Work to complete: Skip the pictures. Transcribe the rest of the data below without changing a word.

--- Stored data ---

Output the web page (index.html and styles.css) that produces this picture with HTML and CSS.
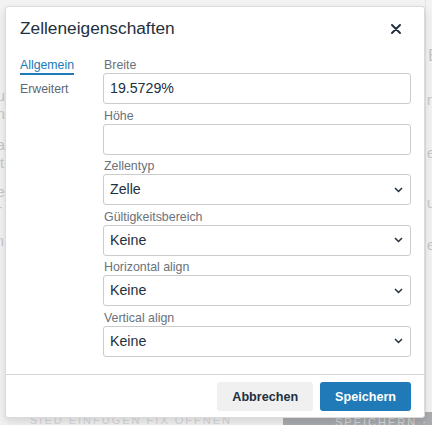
FILE: index.html
```html
<!DOCTYPE html>
<html lang="de">
<head>
<meta charset="utf-8">
<title>Zelleneigenschaften</title>
<link rel="stylesheet" href="styles.css">
</head>
<body>
<div class="page">
  <div class="bg-left">
    <span class="bg-frag f1">u</span>
    <span class="bg-frag f2">n</span>
    <span class="bg-frag f3">a</span>
    <span class="bg-frag f4">it</span>
    <span class="bg-frag f5">e</span>
    <span class="bg-frag f6">r</span>
    <span class="bg-frag f7">n</span>
  </div>
  <div class="bg-right">
    <span class="bg-frag r1">E</span>
    <span class="bg-frag r2">n</span>
    <span class="bg-frag r3">e</span>
    <span class="bg-frag r4">u</span>
    <span class="bg-frag r5">e</span>
  </div>
  <div class="bg-bottom">SIED EINFÜGEN FIX ÖFFNEN</div>
  <div class="bg-bottom-btn">SPEICHERN · SC</div>

  <div class="dialog" role="dialog">
    <div class="dialog-header">
      <h1 class="dialog-title">Zelleneigenschaften</h1>
      <button class="close" aria-label="Schließen">
        <svg width="10" height="10" viewBox="0 0 10 10"><path d="M1 1 L9 9 M9 1 L1 9" stroke="#222f3e" stroke-width="1.9" stroke-linecap="round" fill="none"/></svg>
      </button>
    </div>
    <div class="dialog-body">
      <div class="tabs">
        <div class="tab active">Allgemein</div>
        <div class="tab">Erweitert</div>
      </div>
      <div class="fields">
        <div class="field">
          <label class="label">Breite</label>
          <div class="input">19.5729%</div>
        </div>
        <div class="field">
          <label class="label">Höhe</label>
          <div class="input"></div>
        </div>
        <div class="field">
          <label class="label">Zellentyp</label>
          <div class="input select">Zelle<svg class="chev" width="9" height="6" viewBox="0 0 9 6"><path d="M1 1 L4.5 4.5 L8 1" stroke="#222f3e" stroke-width="1.5" fill="none"/></svg></div>
        </div>
        <div class="field">
          <label class="label">Gültigkeitsbereich</label>
          <div class="input select">Keine<svg class="chev" width="9" height="6" viewBox="0 0 9 6"><path d="M1 1 L4.5 4.5 L8 1" stroke="#222f3e" stroke-width="1.5" fill="none"/></svg></div>
        </div>
        <div class="field">
          <label class="label">Horizontal align</label>
          <div class="input select">Keine<svg class="chev" width="9" height="6" viewBox="0 0 9 6"><path d="M1 1 L4.5 4.5 L8 1" stroke="#222f3e" stroke-width="1.5" fill="none"/></svg></div>
        </div>
        <div class="field">
          <label class="label">Vertical align</label>
          <div class="input select">Keine<svg class="chev" width="9" height="6" viewBox="0 0 9 6"><path d="M1 1 L4.5 4.5 L8 1" stroke="#222f3e" stroke-width="1.5" fill="none"/></svg></div>
        </div>
      </div>
    </div>
    <div class="dialog-footer">
      <button class="btn btn-secondary">Abbrechen</button>
      <button class="btn btn-primary">Speichern</button>
    </div>
  </div>
</div>
</body>
</html>
```
FILE: styles.css
```css
* { box-sizing: border-box; }
html, body { margin: 0; padding: 0; }
body {
  width: 432px;
  height: 425px;
  overflow: hidden;
  background: #f2f2f2;
  font-family: "Liberation Sans", Arial, sans-serif;
  color: #222f3e;
}
.page {
  position: relative;
  width: 432px;
  height: 425px;
  padding: 6px 7px 0 5px;
}
.bg-left, .bg-right, .bg-bottom, .bg-bottom-btn {
  position: absolute;
  color: #c4c6c9;
  font-size: 14px;
}
.bg-left { left: 0; top: 0; width: 5px; height: 425px; }
.bg-frag { position: absolute; line-height: 16px; }
.f1 { left: -3px; top: 88px; }
.f2 { left: -3px; top: 106px; }
.f3 { left: -3px; top: 137px; }
.f4 { left: -3px; top: 155px; }
.f5 { left: -3px; top: 184px; }
.f6 { left: -3px; top: 202px; }
.f7 { left: -4px; top: 233px; }
.bg-right { left: 425px; top: 0; width: 7px; height: 425px; border-left: 1px solid #e3e3e3; }
.r1 { left: 2px; top: 48px; font-size: 17px; }
.r2 { left: 1px; top: 92px; }
.r3 { left: 1px; top: 145px; }
.r4 { left: 1px; top: 195px; }
.r5 { left: 1px; top: 237px; }
.bg-bottom { left: 30px; top: 414px; font-size: 11px; letter-spacing: 2px; color: #d3d5d7; }
.bg-bottom-btn {
  left: 283px; top: 412px; width: 149px; height: 13px;
  background: #a9acaf; color: #d6d7d8; font-size: 11px; letter-spacing: 2px; padding: 4px 0 0 52px;
}

.dialog {
  position: relative;
  width: 420px;
  height: 412px;
  background: #fff;
  border: 1px solid #dadada;
  border-radius: 3px;
  box-shadow: 0 4px 8px rgba(0,0,0,0.12);
  display: flex;
  flex-direction: column;
}
.dialog-header {
  display: flex;
  justify-content: space-between;
  align-items: flex-start;
  padding: 9px 23px 0 14px;
  height: 42px;
}
.dialog-title {
  margin: 0;
  font-size: 17.3px;
  line-height: 24px;
  font-weight: normal;
  color: #222f3e;
}
.close {
  border: 0;
  background: none;
  padding: 0;
  margin-top: 8px;
  width: 10px;
  height: 10px;
  display: block;
}
.close svg { display: block; }
.dialog-body {
  flex: 1;
  display: flex;
  padding: 9px 13px 0 14px;
}
.tabs {
  width: 83px;
  flex: none;
}
.tab {
  font-size: 12.3px;
  line-height: 14px;
  padding-bottom: 1px;
  border-bottom: 2px solid transparent;
  margin-bottom: 7px;
  color: #5f6771;
  width: max-content;
}
.tab.active {
  color: #207ab7;
  border-bottom-color: #207ab7;
}
.fields { flex: 1; }
.field { margin-bottom: 4.5px; }
.label {
  display: block;
  font-size: 12.4px;
  line-height: 14px;
  margin-bottom: 1px;
  padding-left: 1px;
  color: #6a727b;
}
.input {
  height: 31px;
  border: 1px solid #cccccc;
  border-radius: 3px;
  font-size: 14.2px;
  line-height: 29px;
  padding: 0 6px;
  color: #222f3e;
  display: flex;
  align-items: center;
  justify-content: space-between;
}
.chev { display: block; margin-right: 1px; }
.dialog-footer {
  border-top: 1px solid #d6d6d6;
  display: flex;
  justify-content: flex-end;
  gap: 7px;
  padding: 7px 13px 6px;
}
.btn {
  height: 29px;
  border: 0;
  border-radius: 3px;
  font-family: "Liberation Sans", Arial, sans-serif;
  font-size: 12.6px;
  font-weight: bold;
  padding: 0 15px;
}
.btn-secondary { background: #f0f0f0; color: #222f3e; }
.btn-primary { background: #207ab7; color: #fff; }
```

---

Worked answer:
Output the web page (index.html and styles.css) that produces this picture with HTML and CSS.
FILE: index.html
```html
<!DOCTYPE html>
<html lang="de">
<head>
<meta charset="utf-8">
<title>Zelleneigenschaften</title>
<link rel="stylesheet" href="styles.css">
</head>
<body>
<div class="page">
  <div class="bg-left">
    <span class="bg-frag f1">u</span>
    <span class="bg-frag f2">n</span>
    <span class="bg-frag f3">a</span>
    <span class="bg-frag f4">it</span>
    <span class="bg-frag f5">e</span>
    <span class="bg-frag f6">r</span>
    <span class="bg-frag f7">n</span>
  </div>
  <div class="bg-right">
    <span class="bg-frag r1">E</span>
    <span class="bg-frag r2">n</span>
    <span class="bg-frag r3">e</span>
    <span class="bg-frag r4">u</span>
    <span class="bg-frag r5">e</span>
  </div>
  <div class="bg-bottom">SIED EINFÜGEN FIX ÖFFNEN</div>
  <div class="bg-bottom-btn">SPEICHERN · SC</div>

  <div class="dialog" role="dialog">
    <div class="dialog-header">
      <h1 class="dialog-title">Zelleneigenschaften</h1>
      <button class="close" aria-label="Schließen">
        <svg width="10" height="10" viewBox="0 0 10 10"><path d="M1 1 L9 9 M9 1 L1 9" stroke="#222f3e" stroke-width="1.9" stroke-linecap="round" fill="none"/></svg>
      </button>
    </div>
    <div class="dialog-body">
      <div class="tabs">
        <div class="tab active">Allgemein</div>
        <div class="tab">Erweitert</div>
      </div>
      <div class="fields">
        <div class="field">
          <label class="label">Breite</label>
          <div class="input">19.5729%</div>
        </div>
        <div class="field">
          <label class="label">Höhe</label>
          <div class="input"></div>
        </div>
        <div class="field">
          <label class="label">Zellentyp</label>
          <div class="input select">Zelle<svg class="chev" width="9" height="6" viewBox="0 0 9 6"><path d="M1 1 L4.5 4.5 L8 1" stroke="#222f3e" stroke-width="1.5" fill="none"/></svg></div>
        </div>
        <div class="field">
          <label class="label">Gültigkeitsbereich</label>
          <div class="input select">Keine<svg class="chev" width="9" height="6" viewBox="0 0 9 6"><path d="M1 1 L4.5 4.5 L8 1" stroke="#222f3e" stroke-width="1.5" fill="none"/></svg></div>
        </div>
        <div class="field">
          <label class="label">Horizontal align</label>
          <div class="input select">Keine<svg class="chev" width="9" height="6" viewBox="0 0 9 6"><path d="M1 1 L4.5 4.5 L8 1" stroke="#222f3e" stroke-width="1.5" fill="none"/></svg></div>
        </div>
        <div class="field">
          <label class="label">Vertical align</label>
          <div class="input select">Keine<svg class="chev" width="9" height="6" viewBox="0 0 9 6"><path d="M1 1 L4.5 4.5 L8 1" stroke="#222f3e" stroke-width="1.5" fill="none"/></svg></div>
        </div>
      </div>
    </div>
    <div class="dialog-footer">
      <button class="btn btn-secondary">Abbrechen</button>
      <button class="btn btn-primary">Speichern</button>
    </div>
  </div>
</div>
</body>
</html>
```
FILE: styles.css
```css
* { box-sizing: border-box; }
html, body { margin: 0; padding: 0; }
body {
  width: 432px;
  height: 425px;
  overflow: hidden;
  background: #f2f2f2;
  font-family: "Liberation Sans", Arial, sans-serif;
  color: #222f3e;
}
.page {
  position: relative;
  width: 432px;
  height: 425px;
  padding: 6px 7px 0 5px;
}
.bg-left, .bg-right, .bg-bottom, .bg-bottom-btn {
  position: absolute;
  color: #c4c6c9;
  font-size: 14px;
}
.bg-left { left: 0; top: 0; width: 5px; height: 425px; }
.bg-frag { position: absolute; line-height: 16px; }
.f1 { left: -3px; top: 88px; }
.f2 { left: -3px; top: 106px; }
.f3 { left: -3px; top: 137px; }
.f4 { left: -3px; top: 155px; }
.f5 { left: -3px; top: 184px; }
.f6 { left: -3px; top: 202px; }
.f7 { left: -4px; top: 233px; }
.bg-right { left: 425px; top: 0; width: 7px; height: 425px; border-left: 1px solid #e3e3e3; }
.r1 { left: 2px; top: 48px; font-size: 17px; }
.r2 { left: 1px; top: 92px; }
.r3 { left: 1px; top: 145px; }
.r4 { left: 1px; top: 195px; }
.r5 { left: 1px; top: 237px; }
.bg-bottom { left: 30px; top: 414px; font-size: 11px; letter-spacing: 2px; color: #d3d5d7; }
.bg-bottom-btn {
  left: 283px; top: 412px; width: 149px; height: 13px;
  background: #a9acaf; color: #d6d7d8; font-size: 11px; letter-spacing: 2px; padding: 4px 0 0 52px;
}

.dialog {
  position: relative;
  width: 420px;
  height: 412px;
  background: #fff;
  border: 1px solid #dadada;
  border-radius: 3px;
  box-shadow: 0 4px 8px rgba(0,0,0,0.12);
  display: flex;
  flex-direction: column;
}
.dialog-header {
  display: flex;
  justify-content: space-between;
  align-items: flex-start;
  padding: 9px 23px 0 14px;
  height: 42px;
}
.dialog-title {
  margin: 0;
  font-size: 17.3px;
  line-height: 24px;
  font-weight: normal;
  color: #222f3e;
}
.close {
  border: 0;
  background: none;
  padding: 0;
  margin-top: 8px;
  width: 10px;
  height: 10px;
  display: block;
}
.close svg { display: block; }
.dialog-body {
  flex: 1;
  display: flex;
  padding: 9px 13px 0 14px;
}
.tabs {
  width: 83px;
  flex: none;
}
.tab {
  font-size: 12.3px;
  line-height: 14px;
  padding-bottom: 1px;
  border-bottom: 2px solid transparent;
  margin-bottom: 7px;
  color: #5f6771;
  width: max-content;
}
.tab.active {
  color: #207ab7;
  border-bottom-color: #207ab7;
}
.fields { flex: 1; }
.field { margin-bottom: 4.5px; }
.label {
  display: block;
  font-size: 12.4px;
  line-height: 14px;
  margin-bottom: 1px;
  padding-left: 1px;
  color: #6a727b;
}
.input {
  height: 31px;
  border: 1px solid #cccccc;
  border-radius: 3px;
  font-size: 14.2px;
  line-height: 29px;
  padding: 0 6px;
  color: #222f3e;
  display: flex;
  align-items: center;
  justify-content: space-between;
}
.chev { display: block; margin-right: 1px; }
.dialog-footer {
  border-top: 1px solid #d6d6d6;
  display: flex;
  justify-content: flex-end;
  gap: 7px;
  padding: 7px 13px 6px;
}
.btn {
  height: 29px;
  border: 0;
  border-radius: 3px;
  font-family: "Liberation Sans", Arial, sans-serif;
  font-size: 12.6px;
  font-weight: bold;
  padding: 0 15px;
}
.btn-secondary { background: #f0f0f0; color: #222f3e; }
.btn-primary { background: #207ab7; color: #fff; }
```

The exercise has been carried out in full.